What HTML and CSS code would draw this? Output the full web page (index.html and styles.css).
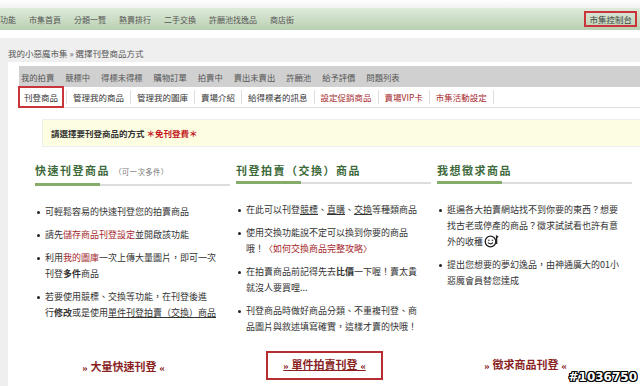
FILE: index.html
```html
<!DOCTYPE html>
<html lang="zh-Hant">
<head>
    <meta charset="UTF-8">
    <meta name="viewport" content="width=device-width, initial-scale=1.0">
    <title>選擇刊登商品方式</title>
    <link rel="stylesheet" href="styles.css">
</head>
<body>

<div class="top-strip"></div>

<!-- 上方導覽列 -->
<div class="nav">
    <div class="nav-links">
        <a href="#">功能</a>
        <a href="#">市集首頁</a>
        <a href="#">分類一覽</a>
        <a href="#">熱賣排行</a>
        <a href="#">二手交換</a>
        <a href="#">許願池找逸品</a>
        <a href="#">商店街</a>
    </div>
    <a href="#" class="console-link">市集控制台</a>
</div>

<div class="nav-gap"></div>

<div class="main">
    <div class="breadcrumb">我的小惡魔市集 » 選擇刊登商品方式</div>

    <div class="panel">
        <!-- 第一層分頁 -->
        <div class="tabs-main">
            <a href="#">我的拍賣</a>
            <a href="#">競標中</a>
            <a href="#">得標未得標</a>
            <a href="#">購物訂單</a>
            <a href="#">拍賣中</a>
            <a href="#">賣出未賣出</a>
            <a href="#">許願池</a>
            <a href="#">給予評價</a>
            <a href="#">問題列表</a>
        </div>

        <!-- 第二層分頁 -->
        <div class="tabs-sub">
            <a href="#" class="current">刊登商品</a>
            <a href="#">管理我的商品</a>
            <a href="#">管理我的圖庫</a>
            <a href="#">賣場介紹</a>
            <a href="#">給得標者的訊息</a>
            <a href="#" class="red">設定促銷商品</a>
            <a href="#" class="red">賣場VIP卡</a>
            <a href="#" class="red last">市集活動設定</a>
        </div>

        <div class="notice">請選擇要刊登商品的方式 <span class="free">＊免刊登費＊</span></div>

        <div class="columns">
            <div class="col">
                <h2 class="col-title">快速刊登商品 <small>（可一次多件）</small></h2>
                <ul class="col-list">
                    <li>可輕鬆容易的快速刊登您的拍賣商品</li>
                    <li>請先<a href="#" class="red">儲存商品刊登設定</a>並開啟該功能</li>
                    <li>利用<a href="#" class="red">我的圖庫</a>一次上傳大量圖片，即可一次<br>刊登<b>多件</b>商品</li>
                    <li>若要使用競標、交換等功能，在刊登後進<br>行<b>修改</b>或是使用<u>單件刊登拍賣（交換）商品</u></li>
                </ul>
                <div class="col-link"><a href="#">» 大量快速刊登 «</a></div>
            </div>

            <div class="col">
                <h2 class="col-title">刊登拍賣（交換）商品</h2>
                <ul class="col-list">
                    <li>在此可以刊登<u>競標</u>、<u>直購</u>、<u>交換</u>等種類商品</li>
                    <li>使用交換功能說不定可以換到你要的商品<br>哦！<a href="#" class="red">〈如何交換商品完整攻略〉</a></li>
                    <li>在拍賣商品前記得先去<b>比價</b>一下喔！賣太貴<br>就沒人要買哩...</li>
                    <li>刊登商品時做好商品分類、不重複刊登、商<br>品圖片與敘述填寫確實，這樣才賣的快哦！</li>
                </ul>
                <div class="col-link"><a href="#" class="boxed">» 單件拍賣刊登 «</a></div>
            </div>

            <div class="col">
                <h2 class="col-title">我想徵求商品</h2>
                <ul class="col-list">
                    <li>逛遍各大拍賣網站找不到你要的東西？想要<br>找古老或停產的商品？徵求試試看也許有意<br>外的收穫<svg class="smiley" width="16" height="14" viewBox="0 0 16 14"><circle cx="6.5" cy="7.5" r="5.3" fill="#fff" stroke="#222" stroke-width="1.3"/><path d="M4 6.2h1.6M7.6 6.2h1.6" stroke="#222" stroke-width="1.1"/><path d="M4 8.6q2.5 2.6 5 0" fill="none" stroke="#222" stroke-width="1.1"/><path d="M12.6 10V2.2l1.6 1" fill="none" stroke="#222" stroke-width="1.4"/></svg></li>
                    <li>提出您想要的夢幻逸品，由神通廣大的01小<br>惡魔會員替您達成</li>
                </ul>
                <div class="col-link"><a href="#">» 徵求商品刊登 «</a></div>
            </div>
        </div>
    </div>
</div>

<div class="watermark">#1036750</div>

</body>
</html>
```

FILE: styles.css
```css
body {
    margin: 0;
    font-family: "Noto Sans CJK TC", "Noto Sans", sans-serif;
    font-size: 9px;
    color: #333;
    background-color: #fff;
    height: 386px;
    overflow: hidden;
    position: relative;
}

a {
    color: inherit;
    text-decoration: none;
}

.top-strip {
    height: 8px;
    background: linear-gradient(#fff, #f1f1f1);
}

/* 導覽列 */
.nav {
    height: 22px;
    display: flex;
    align-items: center;
    justify-content: space-between;
    background: linear-gradient(#dfeadb, #b9d0b2);
}

.nav-links {
    display: flex;
    gap: 13px;
    font-size: 8px;
    color: #555;
}

.console-link {
    margin-right: 3px;
    border: 2px solid #c9353a;
    padding: 0 3px;
    height: 12px;
    line-height: 12px;
    font-size: 8.5px;
    color: #444;
}

.nav-gap {
    height: 8px;
}

.main {
    background-color: #efefef;
    padding-left: 8px;
}

.breadcrumb {
    padding-top: 6px;
    height: 18px;
    line-height: 18px;
    font-size: 8.5px;
    color: #555;
}

.panel {
    background-color: #fff;
    padding: 4px 0 0 11px;
    height: 320px;
}

/* 分頁 */
.tabs-main {
    display: flex;
    align-items: center;
    gap: 11px;
    height: 21px;
    padding-left: 2px;
    background-color: #d0d0d0;
    font-size: 8.3px;
    color: #555;
}

.tabs-sub {
    display: flex;
    align-items: center;
    height: 20px;
    margin-left: -1px;
    border-bottom: 1px solid #ddd;
    font-size: 8.5px;
}

.tabs-sub a {
    padding: 0 6px;
    line-height: 14px;
    border-left: 1px solid #ddd;
    color: #333;
}

.tabs-sub a.last {
    border-right: 1px solid #ddd;
}

.tabs-sub a.current {
    border: 2px solid #c9353a;
    padding: 0 4px;
    line-height: 18px;
    margin-right: 2px;
}

.tabs-sub a.red,
.col-list a.red {
    color: #a5282c;
}

.notice {
    margin: 11px 0 0 23px;
    height: 26px;
    line-height: 26px;
    padding-left: 8px;
    border: 1px solid #eee;
    border-right: none;
    background-color: #fdfde1;
    font-size: 8.5px;
    font-weight: bold;
}

.notice .free {
    color: #c4161c;
}

/* 三欄 */
.columns {
    margin-left: 16px;
    display: grid;
    grid-template-columns: repeat(3, 195px);
    gap: 6px;
}

.col-title {
    position: relative;
    margin: 0;
    padding: 15px 0 4px;
    font-size: 11px;
    line-height: 16px;
    letter-spacing: 1.5px;
    color: #3d6a3a;
    border-bottom: 2px solid #ddd;
}

.col-title::after {
    content: "";
    position: absolute;
    left: 0;
    bottom: -2px;
    width: 65px;
    height: 3px;
    background-color: #86ac6c;
}

.col-title small {
    font-size: 7.5px;
    font-weight: normal;
    letter-spacing: 0.3px;
    color: #777;
}

.col-list {
    list-style: none;
    margin: 0;
    padding: 18px 8px 0 0;
    height: 167px;
    box-sizing: border-box;
}

.col-list li {
    position: relative;
    padding-left: 10px;
    margin-bottom: 7px;
    line-height: 16px;
    color: #333;
}

.col-list li::before {
    content: "";
    position: absolute;
    left: 2px;
    top: 7px;
    width: 3px;
    height: 3px;
    border-radius: 50%;
    background-color: #222;
}

.smiley {
    vertical-align: -3px;
    margin-left: 1px;
}

.col-link {
    text-align: center;
    padding-right: 18px;
}

.col-link a {
    display: inline-block;
    padding: 6px 15px;
    border: 2px solid transparent;
    font-family: "Liberation Serif", "Noto Sans CJK TC", serif;
    font-size: 11px;
    font-weight: bold;
    line-height: 13px;
    color: #8a1f1f;
}

.col-link a.boxed {
    border-color: #b52d30;
    text-decoration: underline;
}

.watermark {
    position: absolute;
    right: 3px;
    bottom: 2px;
    font-family: "DejaVu Sans", sans-serif;
    font-size: 12px;
    font-weight: bold;
    color: #fff;
    text-shadow: 1px 0 0 #000, -1px 0 0 #000, 0 1px 0 #000, 0 -1px 0 #000,
                 1px 1px 0 #000, -1px -1px 0 #000, 1px -1px 0 #000, -1px 1px 0 #000;
}
```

__To be done__:
Report only the count of lines that include the string "index".

__Result below__:
2